Why does append!(df1, df2) return a DataFrame, as well as modify the argument df1?

world-peace · November 6, 2024, 11:03am

It seems like the append! function, as defined in the DataFrames package both returns a value and modifies the value of one of its arguments.

This seems strange and I am struggling to understand why this happens.

I picked up on this because I had a function which called append! just before returning.

function example(df1, df2)::Nothing
    # some stuff here ...
    append!(df1, df2)
end

This function produces an error because it does not return nothing. It returns the value returned by append!.

kevbonham · November 6, 2024, 11:55am

I’m guessing that DataFrames is just following the semantics that Base uses - when you append! a Vector or something, the modified object is returned as well.

Can you say a bit more about why it seems strange to you?

One solution to your specific issue is that you can add an explicit return nothing to the end of your function of you want. But unless you’re often wanting to grab that nothing, there’s no harm in leaving the return value as a DataFrame (or just not specifying it)

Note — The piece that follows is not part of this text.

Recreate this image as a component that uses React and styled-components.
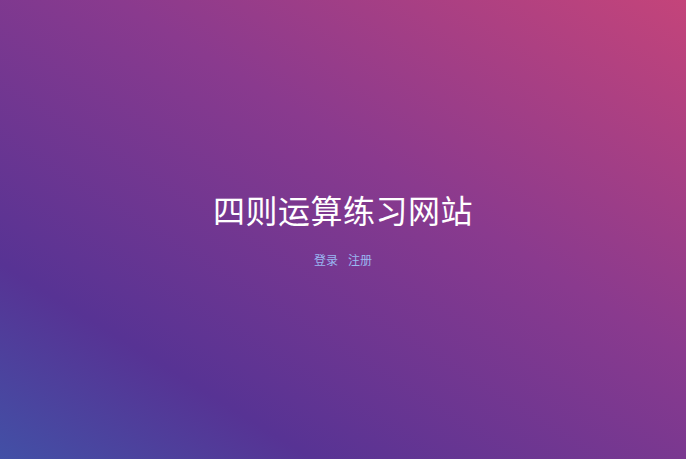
import React from 'react'
import styled, { createGlobalStyle } from 'styled-components'

const GlobalStyle = createGlobalStyle`
  html, body, #root {
    margin:0;
    padding:0;
    height:100%;
  }
  body {
    font-family:"Noto Sans CJK SC", "Noto Sans", sans-serif;
  }
`

const Container = styled.div`
  width:100%;
  height:100vh;
  display:flex;
  flex-direction:column;
  align-items:center;
  justify-content:center;
  background:linear-gradient(32deg, #4250a6 0%, #573394 22%, #8a3a8e 60%, #c4447a 100%);
`

const Title = styled.h1`
  margin:0;
  font-size:32px;
  line-height:34px;
  font-weight:400;
  color:#fff;
  letter-spacing:0.5px;
`

const Links = styled.div`
  display:flex;
  gap:10px;
  margin-top:26px;
`

const Linke = styled.a`
  font-size:12px;
  line-height:16px;
  color:#9ab8f2;
  text-decoration:none;
  cursor:pointer;
`

export default function App() {
  return (
    <>
      <GlobalStyle />
      <Container>
        <Title>四则运算练习网站</Title>
        <Links>
          <Linke href='#'>登录</Linke>
          <Linke href='#'>注册</Linke>
        </Links>
      </Container>
    </>
  )
}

world-peace · November 6, 2024, 12:15pm

Functions usually either modify one of their arguments, or do not modify their arguments and return a new value.

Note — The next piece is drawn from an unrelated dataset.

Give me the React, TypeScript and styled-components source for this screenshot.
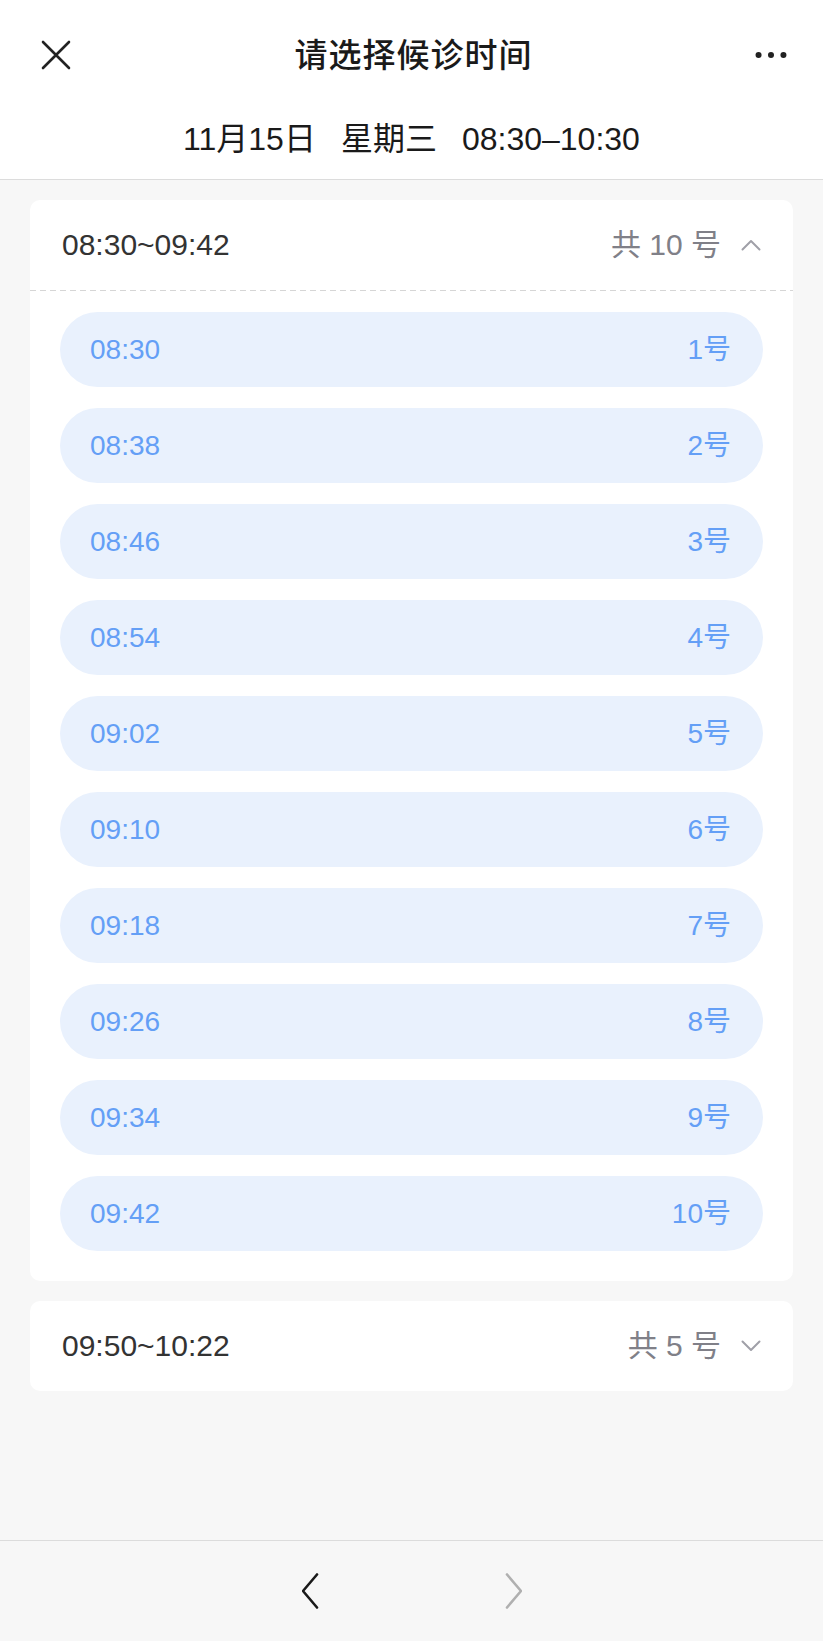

Normally you would expect one of the two semantics:

isnothing(sort!(df1, df2))
# df1 modified, `nothing` returned

or

df3 = sort(df1, df2)
# neither df1, df2 modified, new value returned

This is not a Julia specific thing - it’s just sort of how most languages / APIs work.

carstenbauer · November 6, 2024, 12:19pm

The behavior is useful for chaining in-place function calls.

mrufsvold · November 6, 2024, 12:34pm

By returning the modified object, in-place operations can be chained:

vec = map!(x->x^2, append!(get_vec(), (3,4)))

Edit: @carstenbauer beat me to it! Sorry!

lupemba · November 6, 2024, 12:37pm

I am not so sure about this statement. My experience is that the function pop normally removes the last element from a list and return it. That is a function that both modify the input and returns a value.

As example is here JavaScript pop and python pop.

kevbonham · November 6, 2024, 12:38pm

I mean, I wouldn’t, but maybe that’s because I’ve been using Julia so long . sort! should indeed return the modified value.

I know that one thing that’s different about julia is that all functions return, even if what they return is nothing. For example, I think in python you can’t actually do foo = print("foo") (though it’s been a long time, I confess I don’t remember).

I think the chaining above is a nice side effect, but I don’t know if that’s the motivation. For me, working in the repl, it’s a nice feature that I see the outcome of my operations. Also, AFIACT, there’s no downside to returning the value, so why not do it?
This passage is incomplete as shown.